If you have issues with gambling in general, or with casinos in particular, you shoud study and resolve the question “is retail forex gambling”, based on your own set of values. Trading is hard enough, without carrying around some vague sense of guilt in the back of your mind.

Oanda is a market maker. They say so right on their website.

A market maker may, or may not, include all customer positions in their aggregation (as I described to [I]loganperillo[/I] in my reply, above). An STP broker, or an ECN broker, on the other hand, will aggregate everything.

Spreads (which you also referred to) are charged by all types of brokers. Brokers transact business with their banks based on the wholesale BID/ASK prices offered to them by the banks. The difference between the wholesale ASK price and the wholesale BID price is the wholesale spread, and (at a minimum) all brokers pass those wholesale spreads on to their retail customers. Most brokers add a retail mark-up to those wholesale spreads (say, 1 pip on each side), and those marked-up spreads are the ones we pay. The broker’s profit is the mark-up (not the entire spread).

No. When the market reacts to news, more than likely 96½% of the spike in supply or demand comes from players other than the retail forex sector. But, that doesn’t mean that all the action is banks trading with each other. On the contrary, banks’ proprietary trading desks — like the retail forex sector — represent a small percentage of a very huge market.

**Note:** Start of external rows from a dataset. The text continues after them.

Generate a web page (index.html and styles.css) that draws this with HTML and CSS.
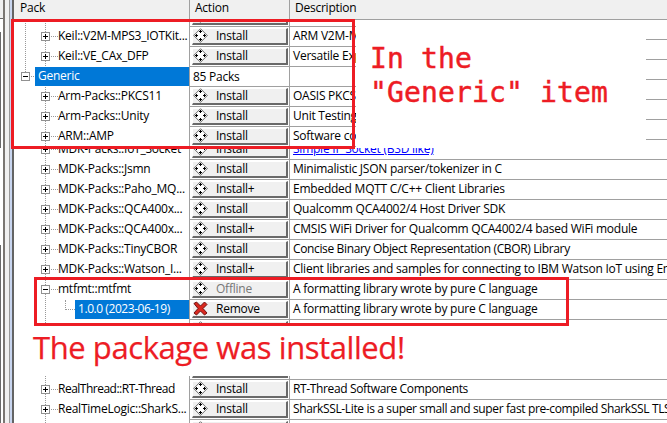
FILE: index.html
```html
<!DOCTYPE html>
<html lang="en">
<head>
<meta charset="utf-8">
<title>Pack Installer</title>
<link rel="stylesheet" href="styles.css">
</head>
<body>
<svg class="defs" aria-hidden="true">
<symbol id="pack" viewBox="0 0 15 15"><path class="gem" d="M7.5.7 14.3 7.5 7.5 14.3.7 7.5Z"/><path class="dots" d="M7 2h1v1h1v1H8v1H7V4H6V3h1zM7 10h1v1h1v1H8v1H7v-1H6v-1h1zM3 6h1v1h1v1H4v1H3V8H2V7h1zM11 6h1v1h1v1h-1v1h-1V8h-1V7h1z"/></symbol>
<symbol id="cross" viewBox="0 0 15 15"><path class="cross" d="M1 2.5 3.5 1 7.5 5 11.5 1 14 3.5 10 7.5 14 12 11.5 14 7.5 10 3.5 14 1 12 5 7.5Z"/></symbol>
</svg>
<div class="app">
<aside class="edge"><i class="track"></i><i class="frame"></i></aside>
<main class="table">
<div class="row head"><span class="name">Pack</span><span class="action">Action</span><span class="desc">Description</span></div>
<div class="row"></div><div class="row"></div><div class="row"></div><div class="row"></div><div class="row"></div><div class="row"></div>
<div class="row"><div class="name"><i class="box plus"></i><i class="twig"></i><span>MDK-Packs::IoT_Socket</span></div><div class="action"><div class="btn"><svg><use href="#pack"/></svg>Install</div></div><div class="desc link">Simple IP Socket (BSD like)</div></div>
<div class="row"><div class="name"><i class="box plus"></i><i class="twig"></i><span>MDK-Packs::Jsmn</span></div><div class="action"><div class="btn"><svg><use href="#pack"/></svg>Install</div></div><div class="desc">Minimalistic JSON parser/tokenizer in C</div></div>
<div class="row"><div class="name"><i class="box plus"></i><i class="twig"></i><span>MDK-Packs::Paho_MQ...</span></div><div class="action"><div class="btn"><svg><use href="#pack"/></svg>Install+</div></div><div class="desc">Embedded MQTT C/C++ Client Libraries</div></div>
<div class="row"><div class="name"><i class="box plus"></i><i class="twig"></i><span>MDK-Packs::QCA400x...</span></div><div class="action"><div class="btn"><svg><use href="#pack"/></svg>Install</div></div><div class="desc">Qualcomm QCA4002/4 Host Driver SDK</div></div>
<div class="row"><div class="name"><i class="box plus"></i><i class="twig"></i><span>MDK-Packs::QCA400x...</span></div><div class="action"><div class="btn"><svg><use href="#pack"/></svg>Install+</div></div><div class="desc">CMSIS WiFi Driver for Qualcomm QCA4002/4 based WiFi module</div></div>
<div class="row"><div class="name"><i class="box plus"></i><i class="twig"></i><span>MDK-Packs::TinyCBOR</span></div><div class="action"><div class="btn"><svg><use href="#pack"/></svg>Install</div></div><div class="desc tight">Concise Binary Object Representation (CBOR) Library</div></div>
<div class="row"><div class="name"><i class="box plus"></i><i class="twig"></i><span>MDK-Packs::Watson_I...</span></div><div class="action"><div class="btn"><svg><use href="#pack"/></svg>Install+</div></div><div class="desc">Client libraries and samples for connecting to IBM Watson IoT using Em</div></div>
<div class="row"><div class="name"><i class="box"></i><i class="twig"></i><span>mtfmt::mtfmt</span></div><div class="action"><div class="btn off"><svg><use href="#pack"/></svg>Offline</div></div><div class="desc">A formatting library wrote by pure C language</div></div>
<div class="row"><div class="name child"><i class="elbow"></i><span class="sel">1.0.0 (2023-06-19)</span></div><div class="action"><div class="btn"><svg><use href="#cross"/></svg>Remove</div></div><div class="desc">A formatting library wrote by pure C language</div></div>
<div class="row"><div class="name"></div><div class="action"><div class="btn"><svg><use href="#pack"/></svg></div></div><div class="desc"></div></div>
<div class="row"></div>
<div class="row"><div class="name"></div><div class="action"><div class="btn"></div></div><div class="desc"></div></div>
<div class="row"><div class="name narrow"><i class="box plus"></i><i class="twig"></i><span>RealThread::RT-Thread</span></div><div class="action"><div class="btn"><svg><use href="#pack"/></svg>Install</div></div><div class="desc tight">RT-Thread Software Components</div></div>
<div class="row"><div class="name"><i class="box plus"></i><i class="twig"></i><span>RealTimeLogic::SharkS...</span></div><div class="action"><div class="btn"><svg><use href="#pack"/></svg>Install</div></div><div class="desc tight">SharkSSL-Lite is a super small and super fast pre-compiled SharkSSL TLS</div></div>
<div class="row"><div class="name"></div><div class="action"><div class="btn"><svg><use href="#pack"/></svg></div></div><div class="desc"></div></div>
</main>
</div>
<section class="note generic"><p>In the<br>"Generic" item</p></section>
<section class="inset"><div class="table">
<div class="row"><div class="name outer"><i class="box plus"></i><i class="twig"></i><span>Keil::V2M-MPS2_IOTKit...</span></div><div class="action"><div class="btn"><svg><use href="#pack"/></svg></div></div><div class="desc"></div></div>
<div class="row"><div class="name outer"><i class="box plus"></i><i class="twig"></i><span>Keil::V2M-MPS3_IOTKit...</span></div><div class="action"><div class="btn"><svg><use href="#pack"/></svg>Install</div></div><div class="desc">ARM V2M-MPS3</div></div>
<div class="row"><div class="name outer"><i class="box plus"></i><i class="twig"></i><span>Keil::VE_CAx_DFP</span></div><div class="action"><div class="btn"><svg><use href="#pack"/></svg>Install</div></div><div class="desc">Versatile Express</div></div>
<div class="row"><div class="name root"><i class="box"></i><i class="twig"></i><span class="sel">Generic</span></div><div class="action count">85 Packs</div><div class="desc"></div></div>
<div class="row"><div class="name"><i class="box plus"></i><i class="twig"></i><span>Arm-Packs::PKCS11</span></div><div class="action"><div class="btn"><svg><use href="#pack"/></svg>Install</div></div><div class="desc">OASIS PKCS</div></div>
<div class="row"><div class="name"><i class="box plus"></i><i class="twig"></i><span>Arm-Packs::Unity</span></div><div class="action"><div class="btn"><svg><use href="#pack"/></svg>Install</div></div><div class="desc">Unit Testing</div></div>
<div class="row"><div class="name"><i class="box plus"></i><i class="twig"></i><span>ARM::AMP</span></div><div class="action"><div class="btn"><svg><use href="#pack"/></svg>Install</div></div><div class="desc">Software component</div></div>
</div></section>
<div class="mark top"></div>
<div class="mark bottom"></div>
<section class="note installed"><p>The package was installed!</p></section>
</body>
</html>
```

FILE: styles.css
```css
* { box-sizing: border-box; }
body { margin: 0; width: 667px; height: 423px; overflow: hidden; position: relative; background: #fff; color: #000; font: 12px/18px "Open Sans", "Noto Sans", sans-serif; letter-spacing: -.24px; white-space: nowrap; }
.defs { position: absolute; width: 0; height: 0; }
.app { display: flex; height: 423px; }
.edge { width: 14px; flex: none; display: flex; background: #f0f0f0; }
.track { width: 5px; border-right: 2px solid #7a7672; background: linear-gradient(#f0f0f0, #f0f0f0) 0 0/3px 18px no-repeat, linear-gradient(#696969, #696969) 0 18px/3px 1px no-repeat, linear-gradient(#696969, #696969) 0 32px/1px 116px no-repeat, linear-gradient(#696969, #696969) 0 245px/1px 178px no-repeat, #fff; }
.frame { width: 5px; margin-left: auto; background: #c8d5ef; border-left: 1px solid #999; border-right: 2px solid #646464; }
.table { flex: 1; min-width: 0; }
.row { display: grid; grid-template-columns: 176px 100px 1fr; height: 20px; border-bottom: 1px solid #a0a0a0; }
.name { display: flex; align-items: center; height: 20px; padding: 0 0 1px 27px; border-right: 1px solid #a0a0a0; background: repeating-linear-gradient(#999 0 1px, #fff 1px 2px) 31px 0/1px 100% no-repeat, #fff; overflow: hidden; }
.name.outer { background: repeating-linear-gradient(#999 0 1px, #fff 1px 2px) 31px 0/1px 100% no-repeat, repeating-linear-gradient(#999 0 1px, #fff 1px 2px) 11px 0/1px 100% no-repeat, #fff; }
.action { padding: 1px 0 0 2px; border-right: 1px solid #a0a0a0; }
.action.count { padding-left: 3px; }
.desc { padding-left: 3px; overflow: hidden; }
.tight { letter-spacing: -.36px; }
.narrow { letter-spacing: -.5px; }
.link { color: #00f; text-decoration: underline; }
.head { background: #f0f0f0; }
.head .name { background: none; height: 19px; padding: 0 0 3px 6px; }
.head .action { padding: 0 0 0 5px; line-height: 16px; }
.head .desc { padding-left: 5px; line-height: 16px; }
.box { width: 9px; height: 9px; flex: none; border: 1px solid #919191; background: linear-gradient(#000, #000) center/5px 1px no-repeat, #fff; }
.plus { background: linear-gradient(#000, #000) center/5px 1px no-repeat, linear-gradient(#000, #000) center/1px 5px no-repeat, #fff; }
.twig { width: 8px; height: 1px; flex: none; background: repeating-linear-gradient(90deg, #fff 0 1px, #999 1px 2px); }
.name > span:not(.sel) { line-height: 18px; padding-bottom: 1px; }
.sel { flex: 1; height: 19px; line-height: 17px; padding-left: 3px; background: #0078d7; color: #fff; }
.root { padding-left: 7px; background: repeating-linear-gradient(#999 0 1px, #fff 1px 2px) 11px 0/1px 8px no-repeat, #fff; }
.root .twig { width: 5px; }
.child { padding-left: 51px; }
.child .sel { letter-spacing: -.44px; }
.elbow { width: 10px; height: 10px; margin-bottom: 9px; border-left: 1px dotted #999; border-bottom: 1px dotted #999; }
.btn { display: flex; align-items: center; height: 17px; width: 96px; padding-bottom: 1px; background: #f0f0f0; border: 1px solid #fff; border-right: 2px solid #696969; border-bottom: 2px solid #696969; }
.btn svg { width: 15px; height: 15px; margin-right: 8px; flex: none; }
.gem { fill: #fff; stroke: #444; stroke-width: .8; }
.dots { fill: #000; shape-rendering: crispEdges; }
.off { color: #777; }
.off .gem { fill: #ff0; }
.cross { fill: #d9281f; stroke: #701010; }
.inset { position: absolute; left: 14px; top: 20px; width: 342px; height: 128px; overflow: hidden; background: #fff; }
.inset .table { margin-top: -13px; }
.note { position: absolute; background: #fff; color: #ed1c24; }
.note p { margin: 0; }
.generic { left: 355px; top: 20px; width: 291px; height: 128px; padding: 22px 0 0 15px; font: 28px/34px "DejaVu Sans Mono", monospace; letter-spacing: .15px; -webkit-text-stroke: .5px #ed1c24; }
.installed { left: 14px; top: 326px; width: 653px; height: 50px; padding-left: 19px; font-size: 31px; line-height: 43px; letter-spacing: -.42px; -webkit-text-stroke: .25px #ed1c24; }
.mark { position: absolute; border: 3px solid #ed1c24; }
.top { left: 11px; top: 19px; width: 344px; height: 130px; }
.bottom { left: 34px; top: 277px; width: 535px; height: 49px; }
```
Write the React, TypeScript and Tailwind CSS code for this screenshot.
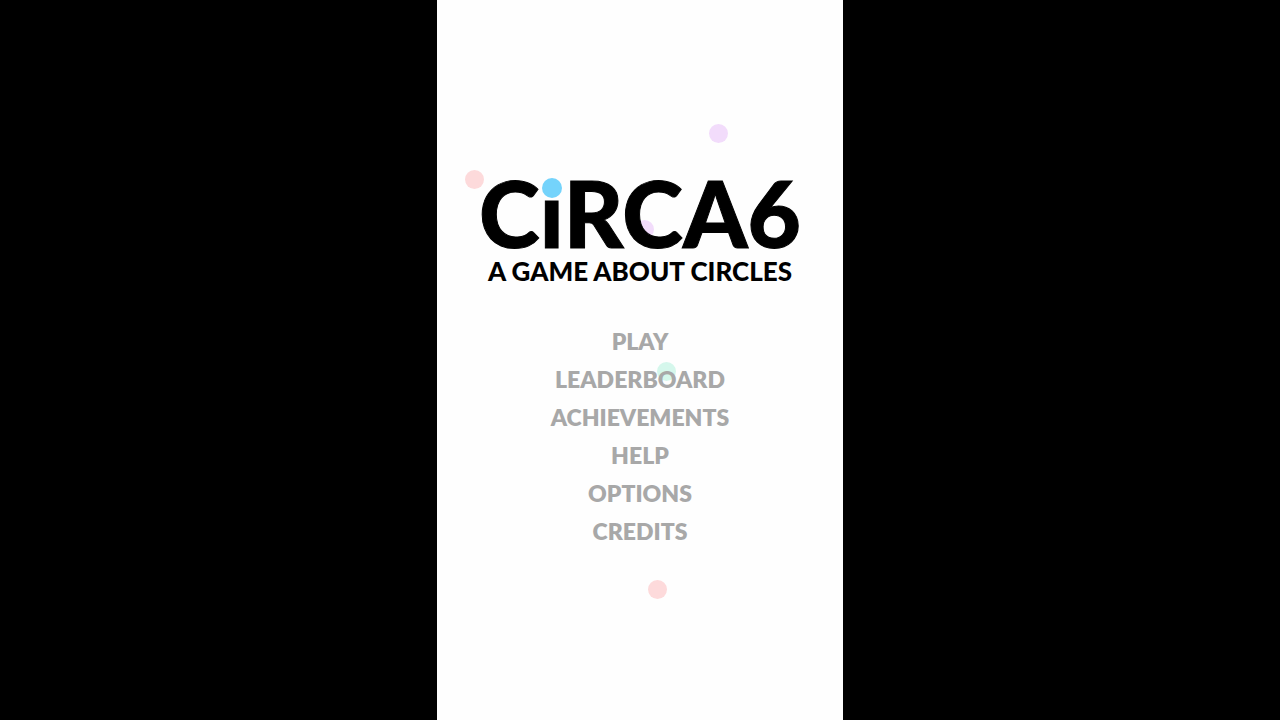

When the market reacts to news, the major drivers are large speculators; and the minor drivers are bank proprietary traders (acting as speculators), and small retail speculators.

Essentially absent from the action are the multinational corporations who actually have commercial interests in the currency market. Almost without exception, they don’t speculate in the currency market. Instead, they use the currency market (1) to hedge against currency risk associated with their international operations, and (2) to convert funds either for deployment elsewhere in the world, or for repatriation to their home countries.

For a multinational corporation to try to scalp 100 pips out of the market’s reaction to an NFP report would be tantamount to gambling with the company’s money. Once again, there’s that issue of “speculating = gambling”.

Thanks again Clint. And I don’t have any bias against gambling I’m just curious as to how it works.

As far as I know the market makers win when we lose. So their try is to chase our stop losses and make money for themselves. I might be wrong but that is what I know.

Don’t think about BUY and SELL.

Think about going LONG or SHORT.

When you have money in your account you can basically convert it into anything you like for the matter of trading. Your broker will do that automatically for you. You just bid about it to go LONG (buy) or to go SHORT (sell) and earn or lose money.